Yeah, I generate the file list to run sparse against with a
"find . -name '*.c'".  So that's simple enough.  But flex and bison
files don't end in .c, do they?

> It's strange that DatumGetInt32 shows as a undefined identifier ...
> there's some problem with postgres.h apparently.  And fmgroids.h is
> missing; not sure what's the minimal make target to install it, because
> make -C src/backend/utils fmgroids.h
> generates it, but the symbolic link to src/include/utils is still
> needed.

Perhaps part of this has to do with my rather blind selection of files
to run sparse against.  For example, you still have to run configure
first and it probably doesn't make sense to run on some of the files
in ports.  I did notice one of the files complained about missing
Windows.h. :)

Mark


Re: sparse (static analyzer) report

From
Neil Conway
Date:
BTW, perhaps one reason for the relatively small number of legitimate 
issues picked up by sparse is that I ran sparse on the tree a month or 
two ago and fixed some of the stylistic issues it reported. Most of the 
stuff I didn't bother to fix looked like either a sparse bug, or a 
marginal style improvement I didn't bother applying (like fixing 0 => 
NULL in dllist.c).

I've been meaning to investigate whether sparse can be used as something 
more than just a fussy syntax checker (i.e. whether it can do any 
meaningful static analysis for interesting properties), but I haven't 
had a chance yet.

Alvaro Herrera wrote:
> It's complaining in several places about function as variables in
> function declarations (the multiple walkers and mutators for example);
> not sure how correct that is.

I believe the conclusion of prior discussions about making the 
walker/mutator prototypes more precise is that it's not worth the cost.

-Neil

P.S. Hope everyone had a good holiday. I'm back at work on Monday.

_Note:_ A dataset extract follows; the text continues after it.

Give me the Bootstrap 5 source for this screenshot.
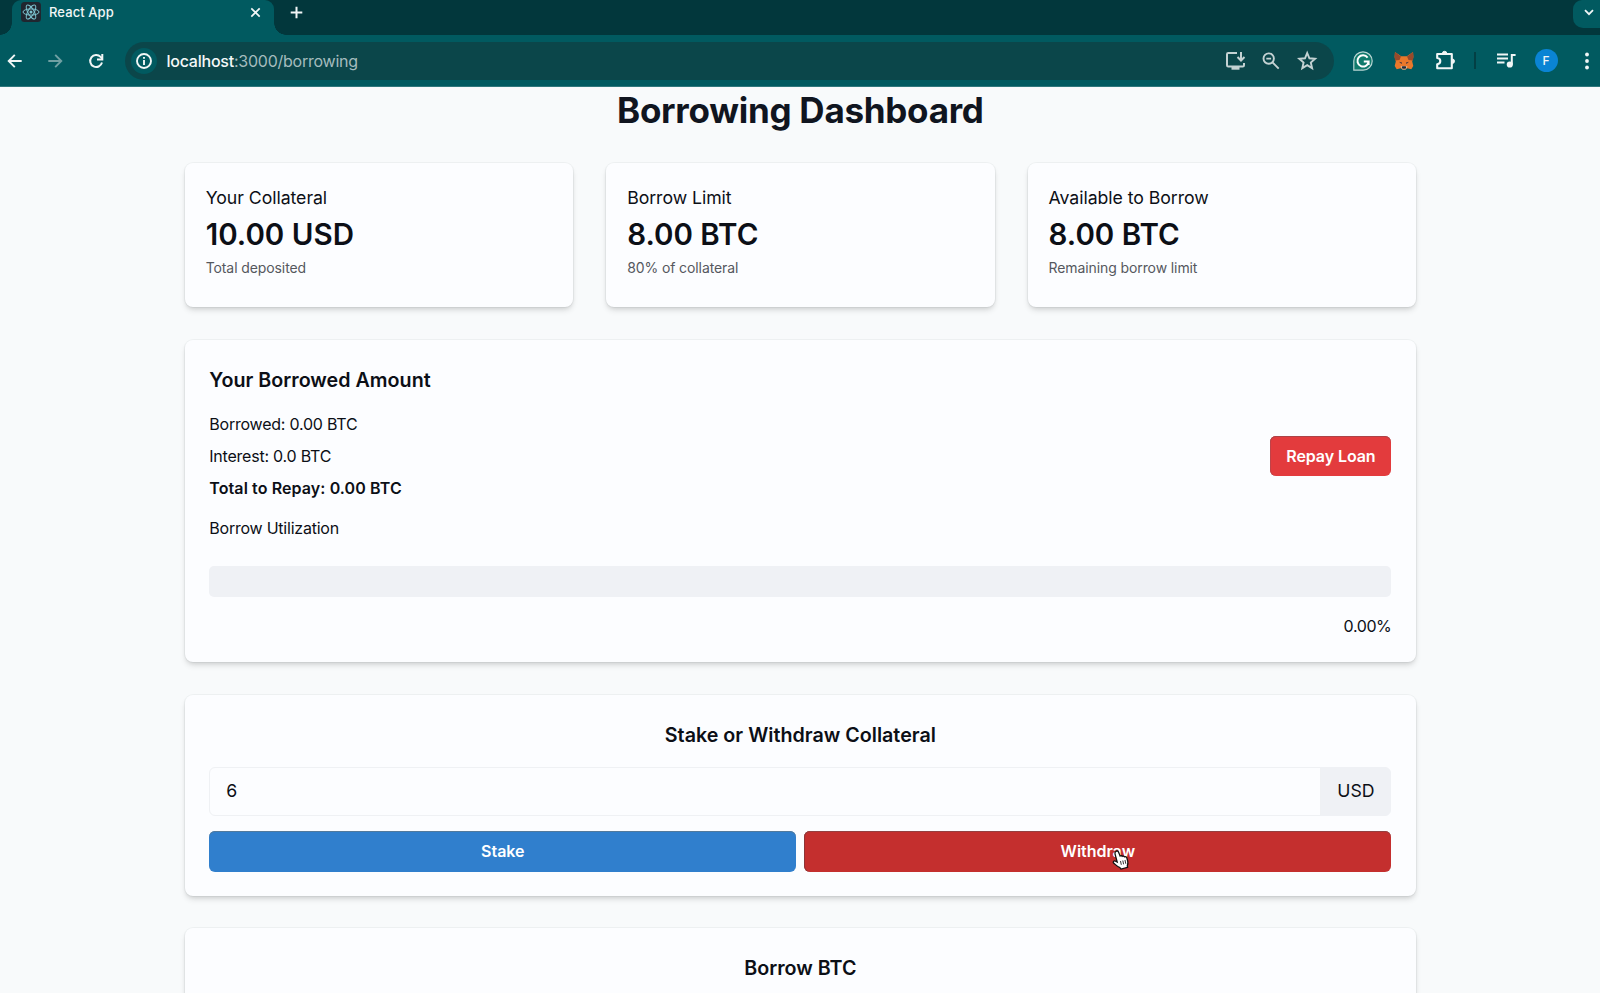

Re: sparse (static analyzer) report

From
Mark Wong
Date:
Ah, so you beat me to it Neil. ;)  Out of curiosity, how much worse
was it before you started fixing things?

Mark

On Sat, Jan 15, 2005 at 01:30:37PM +1100, Neil Conway wrote:
> BTW, perhaps one reason for the relatively small number of legitimate 
> issues picked up by sparse is that I ran sparse on the tree a month or 
> two ago and fixed some of the stylistic issues it reported. Most of the 
> stuff I didn't bother to fix looked like either a sparse bug, or a 
> marginal style improvement I didn't bother applying (like fixing 0 => 
> NULL in dllist.c).
> 
> I've been meaning to investigate whether sparse can be used as something 
> more than just a fussy syntax checker (i.e. whether it can do any 
> meaningful static analysis for interesting properties), but I haven't 
> had a chance yet.
> 
> Alvaro Herrera wrote:
> > It's complaining in several places about function as variables in
> > function declarations (the multiple walkers and mutators for example);
> > not sure how correct that is.
> 
> I believe the conclusion of prior discussions about making the 
> walker/mutator prototypes more precise is that it's not worth the cost.
> 
> -Neil
> 
> P.S. Hope everyone had a good holiday. I'm back at work on Monday.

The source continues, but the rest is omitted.